Dataset extract:
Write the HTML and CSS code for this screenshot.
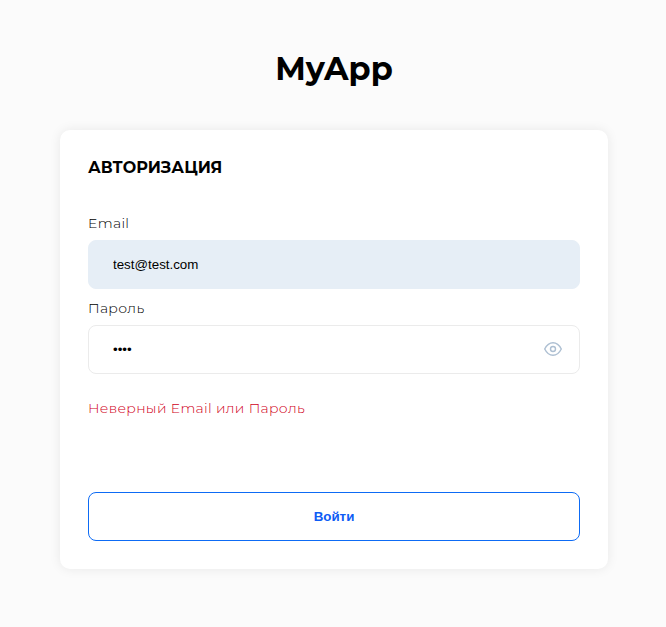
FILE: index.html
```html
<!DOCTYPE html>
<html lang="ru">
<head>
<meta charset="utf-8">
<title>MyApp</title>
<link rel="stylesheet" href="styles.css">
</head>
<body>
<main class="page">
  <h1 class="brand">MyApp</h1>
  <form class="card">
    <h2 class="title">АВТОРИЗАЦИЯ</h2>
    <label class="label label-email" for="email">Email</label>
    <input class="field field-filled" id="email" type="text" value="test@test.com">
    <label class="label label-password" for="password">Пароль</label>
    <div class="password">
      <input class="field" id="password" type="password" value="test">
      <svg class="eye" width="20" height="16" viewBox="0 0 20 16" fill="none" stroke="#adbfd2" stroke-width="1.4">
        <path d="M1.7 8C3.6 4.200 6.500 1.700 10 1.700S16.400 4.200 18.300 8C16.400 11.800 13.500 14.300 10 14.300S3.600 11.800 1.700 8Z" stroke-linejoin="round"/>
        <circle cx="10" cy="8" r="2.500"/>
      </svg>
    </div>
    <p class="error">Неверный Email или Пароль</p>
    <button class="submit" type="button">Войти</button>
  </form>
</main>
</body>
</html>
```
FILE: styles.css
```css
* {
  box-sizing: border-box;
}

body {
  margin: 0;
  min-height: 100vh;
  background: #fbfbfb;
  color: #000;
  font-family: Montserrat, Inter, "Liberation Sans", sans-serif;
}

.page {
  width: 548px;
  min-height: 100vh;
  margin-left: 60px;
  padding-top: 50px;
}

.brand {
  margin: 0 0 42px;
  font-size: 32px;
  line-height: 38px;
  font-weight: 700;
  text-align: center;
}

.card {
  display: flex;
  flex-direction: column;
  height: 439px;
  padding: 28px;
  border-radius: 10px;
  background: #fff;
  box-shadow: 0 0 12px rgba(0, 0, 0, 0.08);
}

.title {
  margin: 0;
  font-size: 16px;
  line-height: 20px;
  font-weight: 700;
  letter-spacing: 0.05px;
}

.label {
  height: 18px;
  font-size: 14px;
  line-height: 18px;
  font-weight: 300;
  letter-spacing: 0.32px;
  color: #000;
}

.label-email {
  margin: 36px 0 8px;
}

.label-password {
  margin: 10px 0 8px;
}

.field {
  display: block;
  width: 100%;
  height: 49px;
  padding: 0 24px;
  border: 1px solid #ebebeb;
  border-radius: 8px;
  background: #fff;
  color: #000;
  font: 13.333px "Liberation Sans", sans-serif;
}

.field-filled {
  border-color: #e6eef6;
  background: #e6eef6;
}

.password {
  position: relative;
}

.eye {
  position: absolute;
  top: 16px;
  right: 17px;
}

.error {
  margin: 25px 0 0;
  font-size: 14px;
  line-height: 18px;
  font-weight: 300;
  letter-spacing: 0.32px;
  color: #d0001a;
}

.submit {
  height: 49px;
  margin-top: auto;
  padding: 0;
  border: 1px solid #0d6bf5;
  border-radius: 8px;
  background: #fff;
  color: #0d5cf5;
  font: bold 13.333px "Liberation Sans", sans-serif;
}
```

==

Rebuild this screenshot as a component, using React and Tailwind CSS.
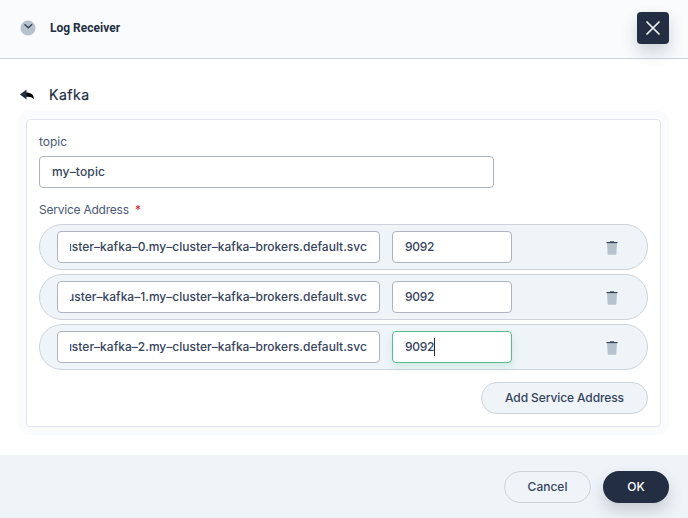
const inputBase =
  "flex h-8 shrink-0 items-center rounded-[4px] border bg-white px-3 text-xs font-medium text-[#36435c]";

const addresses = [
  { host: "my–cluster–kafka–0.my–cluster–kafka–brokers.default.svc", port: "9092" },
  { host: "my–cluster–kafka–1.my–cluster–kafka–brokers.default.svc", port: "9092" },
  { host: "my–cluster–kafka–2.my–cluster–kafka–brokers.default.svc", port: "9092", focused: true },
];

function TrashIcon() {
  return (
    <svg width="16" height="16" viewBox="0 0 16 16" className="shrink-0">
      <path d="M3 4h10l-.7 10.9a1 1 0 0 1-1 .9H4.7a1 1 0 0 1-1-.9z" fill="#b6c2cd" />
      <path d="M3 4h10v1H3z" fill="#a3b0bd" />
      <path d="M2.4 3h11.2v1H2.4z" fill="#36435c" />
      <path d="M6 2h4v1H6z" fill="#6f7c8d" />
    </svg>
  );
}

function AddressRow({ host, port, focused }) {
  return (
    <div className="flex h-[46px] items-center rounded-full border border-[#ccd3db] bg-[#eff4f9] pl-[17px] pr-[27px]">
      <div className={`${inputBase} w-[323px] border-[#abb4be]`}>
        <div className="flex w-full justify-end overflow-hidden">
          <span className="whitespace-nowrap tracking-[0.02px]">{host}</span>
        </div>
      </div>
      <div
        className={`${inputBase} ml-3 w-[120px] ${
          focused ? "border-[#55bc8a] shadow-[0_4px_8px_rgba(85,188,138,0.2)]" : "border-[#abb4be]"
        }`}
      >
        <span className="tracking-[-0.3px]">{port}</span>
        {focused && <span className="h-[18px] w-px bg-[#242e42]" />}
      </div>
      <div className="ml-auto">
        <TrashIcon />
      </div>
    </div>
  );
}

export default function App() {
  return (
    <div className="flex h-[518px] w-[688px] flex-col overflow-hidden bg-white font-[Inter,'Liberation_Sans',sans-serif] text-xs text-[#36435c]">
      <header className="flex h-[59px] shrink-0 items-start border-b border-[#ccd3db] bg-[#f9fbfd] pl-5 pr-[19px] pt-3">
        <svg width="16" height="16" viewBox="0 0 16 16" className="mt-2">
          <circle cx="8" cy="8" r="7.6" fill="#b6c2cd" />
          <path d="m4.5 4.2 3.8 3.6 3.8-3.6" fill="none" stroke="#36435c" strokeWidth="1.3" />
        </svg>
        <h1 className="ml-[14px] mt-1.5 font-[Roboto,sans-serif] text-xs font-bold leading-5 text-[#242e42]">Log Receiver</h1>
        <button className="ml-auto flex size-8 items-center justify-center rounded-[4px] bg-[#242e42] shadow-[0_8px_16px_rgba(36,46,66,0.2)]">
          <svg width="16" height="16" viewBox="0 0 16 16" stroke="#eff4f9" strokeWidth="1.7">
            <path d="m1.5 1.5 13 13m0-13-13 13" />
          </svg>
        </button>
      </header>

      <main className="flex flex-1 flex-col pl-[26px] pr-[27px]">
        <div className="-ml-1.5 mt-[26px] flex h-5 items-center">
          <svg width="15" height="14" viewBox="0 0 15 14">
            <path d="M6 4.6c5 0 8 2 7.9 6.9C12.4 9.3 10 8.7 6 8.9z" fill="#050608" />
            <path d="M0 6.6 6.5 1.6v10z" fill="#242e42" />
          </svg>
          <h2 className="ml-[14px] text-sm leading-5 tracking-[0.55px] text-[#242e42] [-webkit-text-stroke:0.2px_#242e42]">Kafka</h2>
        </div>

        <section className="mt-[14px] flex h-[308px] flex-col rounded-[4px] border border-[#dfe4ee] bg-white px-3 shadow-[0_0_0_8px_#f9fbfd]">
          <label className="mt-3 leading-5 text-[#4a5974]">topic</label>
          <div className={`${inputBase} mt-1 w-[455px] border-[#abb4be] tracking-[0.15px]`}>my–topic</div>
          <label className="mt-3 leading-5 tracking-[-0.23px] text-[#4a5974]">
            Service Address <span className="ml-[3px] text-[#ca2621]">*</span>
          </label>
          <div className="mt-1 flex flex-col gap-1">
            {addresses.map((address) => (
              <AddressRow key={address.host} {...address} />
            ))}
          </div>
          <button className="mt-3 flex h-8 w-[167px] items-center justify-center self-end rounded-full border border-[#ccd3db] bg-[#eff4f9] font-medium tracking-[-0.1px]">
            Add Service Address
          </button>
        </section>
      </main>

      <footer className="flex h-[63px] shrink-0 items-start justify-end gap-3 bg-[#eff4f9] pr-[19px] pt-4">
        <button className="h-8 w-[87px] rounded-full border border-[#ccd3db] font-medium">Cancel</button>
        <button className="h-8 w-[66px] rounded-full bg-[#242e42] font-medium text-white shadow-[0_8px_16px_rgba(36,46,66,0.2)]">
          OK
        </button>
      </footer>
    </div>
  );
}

Goal of the exercise:
Collect the lines of the records that include the string "this".

Finished exercise:
Write the HTML and CSS code for this screenshot.
Rebuild this screenshot as a component, using React and Tailwind CSS.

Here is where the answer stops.